>> BEGIN Information shown

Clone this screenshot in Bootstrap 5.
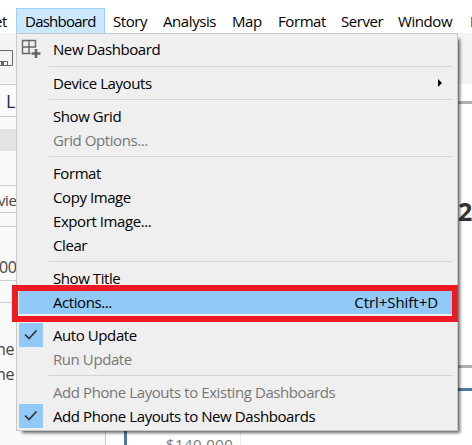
<!DOCTYPE html>
<html lang="en">
<head>
<meta charset="utf-8">
<meta name="viewport" content="width=device-width, initial-scale=1">
<title>Dashboard menu</title>
<link href="https://cdn.jsdelivr.net/npm/bootstrap@5.3.0/dist/css/bootstrap.min.css" rel="stylesheet">
<style>
body{width:472px;height:445px;font:15px/24px "Open Sans","Noto Sans",sans-serif;color:#000;letter-spacing:-.42px;background:#fff}
.app{height:445px}
.menu-bar{height:33px;padding-top:8px;flex:none}
.menu-bar a{color:#000;text-decoration:none;height:26px;line-height:26px;padding-left:8px;flex:none;white-space:nowrap}
.menu-bar .opened{background:#cce8ff;border:1px solid #99d1ff;line-height:24px;width:89px;letter-spacing:-.75px}
.menu-bar .m-first{width:16px;padding-left:0;text-indent:-6px}
.w-story{width:50px}.w-analysis{width:69px}.w-map{width:46px}.w-format{width:63px}.w-server{width:57px}.w-window{width:72px}
.tool-strip{height:51px;background:#f4f4f4;flex:none;padding-top:17px}
.side{width:106px;background:#fafafa;border-right:1px solid #ccc;flex:none;border-top:1px solid #ccc;color:#444}
.side div{border-bottom:1px solid #ccc;flex:none;white-space:nowrap}
.side .plain{border:0}
.s1{height:32px;font-size:18px;line-height:32px;color:#1d2b4f}
.side .s1{padding-left:6px}
.s2{height:12px}.s3{height:22px;background:#e3e3e3}.s4{height:35px}
.s5{height:27px;line-height:28px;text-indent:-2px}.s6{height:14px}
.s7{height:54px;padding-top:28px;text-indent:-1px;font-size:16px}.s8{height:22px}.s9{height:34px}.s10{height:25px;text-indent:-4px;font-size:16px}
.canvas-top{height:17px;flex:none}
.chart-a{height:267px;border:solid #b0b0b0;border-width:3px 0;margin-left:18px;flex:none}
.chart-a b{font-size:25px;line-height:30px;color:#333;margin-top:92px;width:14px;letter-spacing:0}
.chart-b{margin:20px 0 0 18px;border:solid #4e79a7;border-width:3px 0 0 3px;min-height:0}
.axis{width:114px;border-right:1px solid #ececec;color:#777;padding:41px 0 0 39px;height:66px;white-space:nowrap;letter-spacing:.4px}
.drop{left:16px;top:33px;width:442px;height:398px;background:#efefef;border:1px solid #c8c8c8;box-shadow:4px 4px 3px -2px rgba(0,0,0,.6);padding:3px 4px 2px 2px}
.entry{height:24px;line-height:24px;white-space:nowrap}
.entry.first{height:25px;line-height:25px}
.entry .mark-cell{width:24px;height:24px;margin-right:10px;flex:none}
.entry.off{color:#777}
.checked .mark-cell,.entry.active-row{background:#91c9f7}
.rule{height:9px;padding:4px 0 0 30px}
.rule i{display:block;height:1px;background:#d3d3d3}
.keys{padding-right:15px;letter-spacing:-.05px}
.red-box{left:12px;top:285px;width:446px;height:37px;border:6px solid #ed1c24}
</style>
<script src="https://cdn.jsdelivr.net/npm/bootstrap@5.3.0/dist/js/bootstrap.bundle.min.js"></script>
</head>
<body class="overflow-hidden position-relative">
<div class="app d-flex flex-column overflow-hidden">
  <nav class="menu-bar d-flex">
    <a class="m-first">et</a><a class="opened">Dashboard</a><a class="w-story">Story</a><a class="w-analysis">Analysis</a><a class="w-map">Map</a><a class="w-format">Format</a><a class="w-server">Server</a><a class="w-window">Window</a><a>H</a>
  </nav>
  <div class="tool-strip">
    <svg class="d-block" width="16" height="16" viewBox="0 0 16 16" fill="none" stroke="#666"><path d="M0 .5H12.500V15.500H0M0 11.500H7.500V15M3 13V15" /><path d="M1 12h3v3H1z" fill="#666" stroke="none"/></svg>
  </div>
  <main class="d-flex flex-grow-1">
    <aside class="side d-flex flex-column">
      <div class="s1">L</div><div class="s2 plain"></div><div class="s3 plain"></div><div class="s4"></div>
      <div class="s5">view</div><div class="s6"></div><div class="s7">00</div><div class="s8"></div>
      <div class="s9 plain"></div><div class="s10 plain">ne</div><div class="s10 plain">ne</div>
    </aside>
    <section class="d-flex flex-column flex-grow-1">
      <div class="canvas-top"></div>
      <div class="chart-a d-flex justify-content-end"><b>2</b></div>
      <div class="chart-b flex-grow-1 overflow-hidden"><div class="axis">$140,000</div></div>
    </section>
  </main>
</div>
<div class="drop position-absolute">
  <div class="entry first d-flex"><span class="mark-cell"><svg class="d-block" width="24" height="24" viewBox="0 0 24 24" fill="none" stroke="#666" stroke-width="1.400"><path d="M11.500 16.500h-8v-13h13v7M10 3.500v13M3.500 10h13"/><path d="M17 12v9M12.500 16.500h9" stroke-width="2.600"/></svg></span><span>New Dashboard</span></div>
  <div class="rule"><i></i></div>
  <div class="entry d-flex"><span class="mark-cell"></span><span>Device Layouts</span><svg class="ms-auto mt-2" width="20" height="8" viewBox="0 0 20 8"><path d="M5 0l4 4-4 4z"/></svg></div>
  <div class="rule"><i></i></div>
  <div class="entry d-flex"><span class="mark-cell"></span><span>Show Grid</span></div>
  <div class="entry off d-flex"><span class="mark-cell"></span><span>Grid Options...</span></div>
  <div class="rule"><i></i></div>
  <div class="entry d-flex"><span class="mark-cell"></span><span>Format</span></div>
  <div class="entry d-flex"><span class="mark-cell"></span><span>Copy Image</span></div>
  <div class="entry d-flex"><span class="mark-cell"></span><span>Export Image...</span></div>
  <div class="entry d-flex"><span class="mark-cell"></span><span>Clear</span></div>
  <div class="rule"><i></i></div>
  <div class="entry d-flex"><span class="mark-cell"></span><span>Show Title</span></div>
  <div class="entry active-row d-flex"><span class="mark-cell"></span><span>Actions...</span><span class="ms-auto keys">Ctrl+Shift+D</span></div>
  <div class="rule"><i></i></div>
  <div class="entry checked d-flex"><span class="mark-cell"><svg class="d-block" width="24" height="24" viewBox="0 0 24 24" fill="none" stroke="#333" stroke-width="1.700"><path d="M6 11.500l4 4 7.500-8"/></svg></span><span>Auto Update</span></div>
  <div class="entry off d-flex"><span class="mark-cell"></span><span>Run Update</span></div>
  <div class="rule"><i></i></div>
  <div class="entry off d-flex"><span class="mark-cell"></span><span>Add Phone Layouts to Existing Dashboards</span></div>
  <div class="entry checked d-flex"><span class="mark-cell"><svg class="d-block" width="24" height="24" viewBox="0 0 24 24" fill="none" stroke="#333" stroke-width="1.700"><path d="M6 11.500l4 4 7.500-8"/></svg></span><span>Add Phone Layouts to New Dashboards</span></div>
</div>
<div class="red-box position-absolute"></div>
</body>
</html>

>> END Information shown

Copy each line in full and exactly, omitting any picture.

**Answer to the task:**
Clone this screenshot in Bootstrap 5.
<!DOCTYPE html>
<html lang="en">
<head>
<meta charset="utf-8">
<meta name="viewport" content="width=device-width, initial-scale=1">
<title>Dashboard menu</title>
<link href="https://cdn.jsdelivr.net/npm/bootstrap@5.3.0/dist/css/bootstrap.min.css" rel="stylesheet">
<style>
body{width:472px;height:445px;font:15px/24px "Open Sans","Noto Sans",sans-serif;color:#000;letter-spacing:-.42px;background:#fff}
.app{height:445px}
.menu-bar{height:33px;padding-top:8px;flex:none}
.menu-bar a{color:#000;text-decoration:none;height:26px;line-height:26px;padding-left:8px;flex:none;white-space:nowrap}
.menu-bar .opened{background:#cce8ff;border:1px solid #99d1ff;line-height:24px;width:89px;letter-spacing:-.75px}
.menu-bar .m-first{width:16px;padding-left:0;text-indent:-6px}
.w-story{width:50px}.w-analysis{width:69px}.w-map{width:46px}.w-format{width:63px}.w-server{width:57px}.w-window{width:72px}
.tool-strip{height:51px;background:#f4f4f4;flex:none;padding-top:17px}
.side{width:106px;background:#fafafa;border-right:1px solid #ccc;flex:none;border-top:1px solid #ccc;color:#444}
.side div{border-bottom:1px solid #ccc;flex:none;white-space:nowrap}
.side .plain{border:0}
.s1{height:32px;font-size:18px;line-height:32px;color:#1d2b4f}
.side .s1{padding-left:6px}
.s2{height:12px}.s3{height:22px;background:#e3e3e3}.s4{height:35px}
.s5{height:27px;line-height:28px;text-indent:-2px}.s6{height:14px}
.s7{height:54px;padding-top:28px;text-indent:-1px;font-size:16px}.s8{height:22px}.s9{height:34px}.s10{height:25px;text-indent:-4px;font-size:16px}
.canvas-top{height:17px;flex:none}
.chart-a{height:267px;border:solid #b0b0b0;border-width:3px 0;margin-left:18px;flex:none}
.chart-a b{font-size:25px;line-height:30px;color:#333;margin-top:92px;width:14px;letter-spacing:0}
.chart-b{margin:20px 0 0 18px;border:solid #4e79a7;border-width:3px 0 0 3px;min-height:0}
.axis{width:114px;border-right:1px solid #ececec;color:#777;padding:41px 0 0 39px;height:66px;white-space:nowrap;letter-spacing:.4px}
.drop{left:16px;top:33px;width:442px;height:398px;background:#efefef;border:1px solid #c8c8c8;box-shadow:4px 4px 3px -2px rgba(0,0,0,.6);padding:3px 4px 2px 2px}
.entry{height:24px;line-height:24px;white-space:nowrap}
.entry.first{height:25px;line-height:25px}
.entry .mark-cell{width:24px;height:24px;margin-right:10px;flex:none}
.entry.off{color:#777}
.checked .mark-cell,.entry.active-row{background:#91c9f7}
.rule{height:9px;padding:4px 0 0 30px}
.rule i{display:block;height:1px;background:#d3d3d3}
.keys{padding-right:15px;letter-spacing:-.05px}
.red-box{left:12px;top:285px;width:446px;height:37px;border:6px solid #ed1c24}
</style>
<script src="https://cdn.jsdelivr.net/npm/bootstrap@5.3.0/dist/js/bootstrap.bundle.min.js"></script>
</head>
<body class="overflow-hidden position-relative">
<div class="app d-flex flex-column overflow-hidden">
  <nav class="menu-bar d-flex">
    <a class="m-first">et</a><a class="opened">Dashboard</a><a class="w-story">Story</a><a class="w-analysis">Analysis</a><a class="w-map">Map</a><a class="w-format">Format</a><a class="w-server">Server</a><a class="w-window">Window</a><a>H</a>
  </nav>
  <div class="tool-strip">
    <svg class="d-block" width="16" height="16" viewBox="0 0 16 16" fill="none" stroke="#666"><path d="M0 .5H12.500V15.500H0M0 11.500H7.500V15M3 13V15" /><path d="M1 12h3v3H1z" fill="#666" stroke="none"/></svg>
  </div>
  <main class="d-flex flex-grow-1">
    <aside class="side d-flex flex-column">
      <div class="s1">L</div><div class="s2 plain"></div><div class="s3 plain"></div><div class="s4"></div>
      <div class="s5">view</div><div class="s6"></div><div class="s7">00</div><div class="s8"></div>
      <div class="s9 plain"></div><div class="s10 plain">ne</div><div class="s10 plain">ne</div>
    </aside>
    <section class="d-flex flex-column flex-grow-1">
      <div class="canvas-top"></div>
      <div class="chart-a d-flex justify-content-end"><b>2</b></div>
      <div class="chart-b flex-grow-1 overflow-hidden"><div class="axis">$140,000</div></div>
    </section>
  </main>
</div>
<div class="drop position-absolute">
  <div class="entry first d-flex"><span class="mark-cell"><svg class="d-block" width="24" height="24" viewBox="0 0 24 24" fill="none" stroke="#666" stroke-width="1.400"><path d="M11.500 16.500h-8v-13h13v7M10 3.500v13M3.500 10h13"/><path d="M17 12v9M12.500 16.500h9" stroke-width="2.600"/></svg></span><span>New Dashboard</span></div>
  <div class="rule"><i></i></div>
  <div class="entry d-flex"><span class="mark-cell"></span><span>Device Layouts</span><svg class="ms-auto mt-2" width="20" height="8" viewBox="0 0 20 8"><path d="M5 0l4 4-4 4z"/></svg></div>
  <div class="rule"><i></i></div>
  <div class="entry d-flex"><span class="mark-cell"></span><span>Show Grid</span></div>
  <div class="entry off d-flex"><span class="mark-cell"></span><span>Grid Options...</span></div>
  <div class="rule"><i></i></div>
  <div class="entry d-flex"><span class="mark-cell"></span><span>Format</span></div>
  <div class="entry d-flex"><span class="mark-cell"></span><span>Copy Image</span></div>
  <div class="entry d-flex"><span class="mark-cell"></span><span>Export Image...</span></div>
  <div class="entry d-flex"><span class="mark-cell"></span><span>Clear</span></div>
  <div class="rule"><i></i></div>
  <div class="entry d-flex"><span class="mark-cell"></span><span>Show Title</span></div>
  <div class="entry active-row d-flex"><span class="mark-cell"></span><span>Actions...</span><span class="ms-auto keys">Ctrl+Shift+D</span></div>
  <div class="rule"><i></i></div>
  <div class="entry checked d-flex"><span class="mark-cell"><svg class="d-block" width="24" height="24" viewBox="0 0 24 24" fill="none" stroke="#333" stroke-width="1.700"><path d="M6 11.500l4 4 7.500-8"/></svg></span><span>Auto Update</span></div>
  <div class="entry off d-flex"><span class="mark-cell"></span><span>Run Update</span></div>
  <div class="rule"><i></i></div>
  <div class="entry off d-flex"><span class="mark-cell"></span><span>Add Phone Layouts to Existing Dashboards</span></div>
  <div class="entry checked d-flex"><span class="mark-cell"><svg class="d-block" width="24" height="24" viewBox="0 0 24 24" fill="none" stroke="#333" stroke-width="1.700"><path d="M6 11.500l4 4 7.500-8"/></svg></span><span>Add Phone Layouts to New Dashboards</span></div>
</div>
<div class="red-box position-absolute"></div>
</body>
</html>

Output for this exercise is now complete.